Position Expired
This job is no longer accepting applications.
Data Wrangler
Genomics England
Are you interested in working with large scale data sets and impacting the future of genomic healthcare?
We are currently recruiting for a Data Wrangler to join us here at Genomics England!
As a Data Wrangler, you will specialise in optimising the performance and seamless movement of large data volumes using specialist tooling. You will be responsible for curating and transforming datasets, generating key statistics, and deriving new datasets tailored for diverse audiences.

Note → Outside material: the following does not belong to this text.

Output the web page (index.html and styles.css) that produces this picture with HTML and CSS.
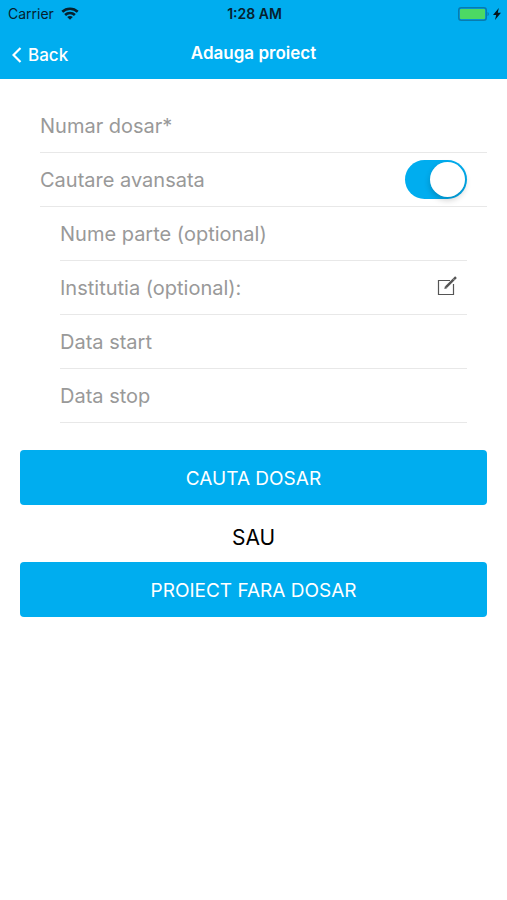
FILE: index.html
```html
<!DOCTYPE html>
<html lang="ro">
<head>
    <meta charset="UTF-8">
    <meta name="viewport" content="width=device-width, initial-scale=1.0">
    <title>Adauga proiect</title>
    <link rel="stylesheet" href="styles.css">
</head>
<body>
    <header class="header">
        <div class="status-bar">
            <div class="carrier">
                <span>Carrier</span>
                <svg width="18" height="13" viewBox="0 0 18 13" fill="none" stroke="#06212e" stroke-width="2.6">
                    <path d="M1.3 4.8C5.6 0.7 12.4 0.7 16.7 4.8"/>
                    <path d="M4.1 8C6.9 5.3 11.1 5.3 13.9 8"/>
                    <path d="M9 12.8L6.2 10C7.8 8.7 10.2 8.7 11.8 10Z" fill="#06212e" stroke="none"/>
                </svg>
            </div>
            <span class="time">1:28 AM</span>
            <div class="battery">
                <svg width="32" height="14" viewBox="0 0 32 14">
                    <rect x="0.75" y="0.75" width="27.5" height="12.5" rx="2.5" fill="none" stroke="#087bae" stroke-width="1.5"/>
                    <rect x="2" y="2" width="25" height="10" rx="1" fill="#4cd964"/>
                    <path d="M29.5 5C31.3 5.5 31.3 8.5 29.5 9Z" fill="#087bae"/>
                </svg>
                <svg width="8" height="12" viewBox="0 0 8 12" fill="#06141c">
                    <path d="M5.8 0L0 7H3.2L2 12L8 4.8H4.8Z"/>
                </svg>
            </div>
        </div>
        <nav class="nav-bar">
            <a href="#" class="back">
                <svg width="10" height="16" viewBox="0 0 10 16" fill="none" stroke="#fff" stroke-width="2.2">
                    <path d="M8.5 1L1.5 8L8.5 15"/>
                </svg>
                Back
            </a>
            <h1 class="title">Adauga proiect</h1>
        </nav>
    </header>

    <main>
        <form class="form">
            <div class="fields">
                <div class="row">
                    <input class="text-input" type="text" placeholder="Numar dosar*" aria-label="Numar dosar">
                </div>
                <div class="row row-switch">
                    <label for="advanced">Cautare avansata</label>
                    <input class="switch" type="checkbox" id="advanced" checked>
                </div>
                <div class="advanced">
                    <div class="row">
                        <input class="text-input" type="text" placeholder="Nume parte (optional)" aria-label="Nume parte">
                    </div>
                    <div class="row">
                        <span>Institutia (optional):</span>
                        <button class="edit-btn" type="button" aria-label="Alege institutia">
                            <svg width="20" height="20" viewBox="0 0 20 20" fill="none" stroke="#555">
                                <path d="M13 4.5H1.5V18.5H16.5V8" stroke-width="1.2"/>
                                <path d="M9 11.2L19 1.2" stroke-width="2.4"/>
                                <path d="M7.3 12.9L8 10L10.2 12.2Z" fill="#555" stroke="none"/>
                                <path d="M16 2.6L17.8 4.4" stroke="#fff" stroke-width="0.5"/>
                            </svg>
                        </button>
                    </div>
                    <div class="row">
                        <input class="text-input" type="text" placeholder="Data start" aria-label="Data start">
                    </div>
                    <div class="row">
                        <input class="text-input" type="text" placeholder="Data stop" aria-label="Data stop">
                    </div>
                </div>
            </div>
            <button class="btn" type="button">CAUTA DOSAR</button>
            <p class="or">SAU</p>
            <button class="btn" type="button">PROIECT FARA DOSAR</button>
        </form>
    </main>
</body>
</html>
```

FILE: styles.css
```css
* {
    box-sizing: border-box;
}
body {
    margin: 0;
    background: #fff;
    font-family: Inter, "Liberation Sans", sans-serif;
    font-size: 20px;
    color: #999;
}
.header {
    background: #00adef;
    color: #fff;
}
.status-bar {
    display: grid;
    grid-template-columns: 1fr auto 1fr;
    align-items: center;
    height: 27px;
    padding: 0 6px 0 8px;
    font-size: 14px;
    color: #06212e;
}
.carrier {
    display: flex;
    align-items: center;
    gap: 7px;
}
.time {
    font-weight: 600;
}
.battery {
    display: flex;
    align-items: center;
    justify-content: flex-end;
    gap: 3px;
}
.nav-bar {
    display: grid;
    grid-template-columns: 1fr auto 1fr;
    align-items: center;
    height: 52px;
    padding: 0 12px;
}
.back {
    display: flex;
    align-items: center;
    gap: 6px;
    padding-top: 3px;
    font-size: 17px;
    font-weight: 500;
    color: #fff;
    text-decoration: none;
}
.title {
    margin: 0;
    font-size: 17px;
    font-weight: 600;
}
.form {
    padding: 20px;
}
.fields {
    padding-left: 20px;
    margin-bottom: 27px;
}
.advanced {
    padding: 0 20px;
}
.row {
    display: flex;
    align-items: center;
    justify-content: space-between;
    height: 54px;
    border-bottom: 1px solid #e8e8e8;
}
.row-switch {
    padding-right: 20px;
}
.text-input {
    width: 100%;
    padding: 0;
    border: none;
    outline: none;
    background: none;
    font: inherit;
    color: #333;
}
.text-input::placeholder {
    color: #999;
    opacity: 1;
}
.switch {
    display: flex;
    align-items: center;
    justify-content: flex-end;
    appearance: none;
    width: 62px;
    height: 39px;
    margin: 0;
    padding: 2px;
    border-radius: 20px;
    background: #00adef;
    cursor: pointer;
}
.switch::before {
    content: "";
    width: 35px;
    height: 35px;
    border-radius: 50%;
    background: #fff;
    box-shadow: 0 3px 6px rgba(0, 0, 0, 0.2);
}
.switch:not(:checked) {
    justify-content: flex-start;
    background: #ddd;
}
.edit-btn {
    display: flex;
    padding: 0 10px 3px;
    border: none;
    background: none;
    cursor: pointer;
}
.btn {
    display: block;
    width: 100%;
    height: 55px;
    padding: 2px 0 0;
    border: none;
    border-radius: 4px;
    background: #00adef;
    font-family: inherit;
    font-size: 19px;
    color: #fff;
    cursor: pointer;
}
.or {
    margin: 0;
    padding-top: 9px;
    line-height: 48px;
    font-size: 21px;
    text-align: center;
    color: #000;
}
```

This role will also include managing data workflows, developing and maintaining data pipelines, collaborating with cross-functional teams to understand data requirements, and ensuring data integrity. Additionally, you will explore new technologies and contribute to knowledge sharing across the Data Chapter.
Key responsibilities
Design and build data solutions that deliver the business needs and requirements across clinical and research domains
Extract transform and load data to support research and clinical practices
Generation and derivation of statistics and data visualisations to support data driven decision making
Codifying repeatable data processes, increasing productivity and efficiencies and supporting the standards for data usage throughout Genomics England
Ensure data quality is at the centre of data delivery, using processes including automated routines and self-healing/monitoring
Implementation and adherence to software development best practices
Developing testing routines and datasets to ensure robust and consistent product delivery
Developing healthcare data models and associated artifacts
Managing associated data storage and management solutions ensuring the optimum architecture exists to support data solutions
Working with Cloud First technologies to leverage the latest data healthcare solutions
Example tooling
Cloud: AWS or equivalent Cloud experience
Data Processing: AWS Glue, Python, SageMaker, Prefect
Data models: XML, JSON, HL7, FHIR, OMOP
Databases: AWS S3 & Athena, AWS DynamoDB, AWS RDS, AWS Aurora (Postgres)
Continuous deployment: AWS Lambda, Docker, Kubernetes
Languages: Python, SQL
Visualisation software: Tableau
Practices: DMBOK2, Continuous Integration/Continuous Deployment (CI/CD)
Qualifications
Ideally, a Master’s degree or equivalent experience working in data management, biostatistics, clinical informatics or data analysis.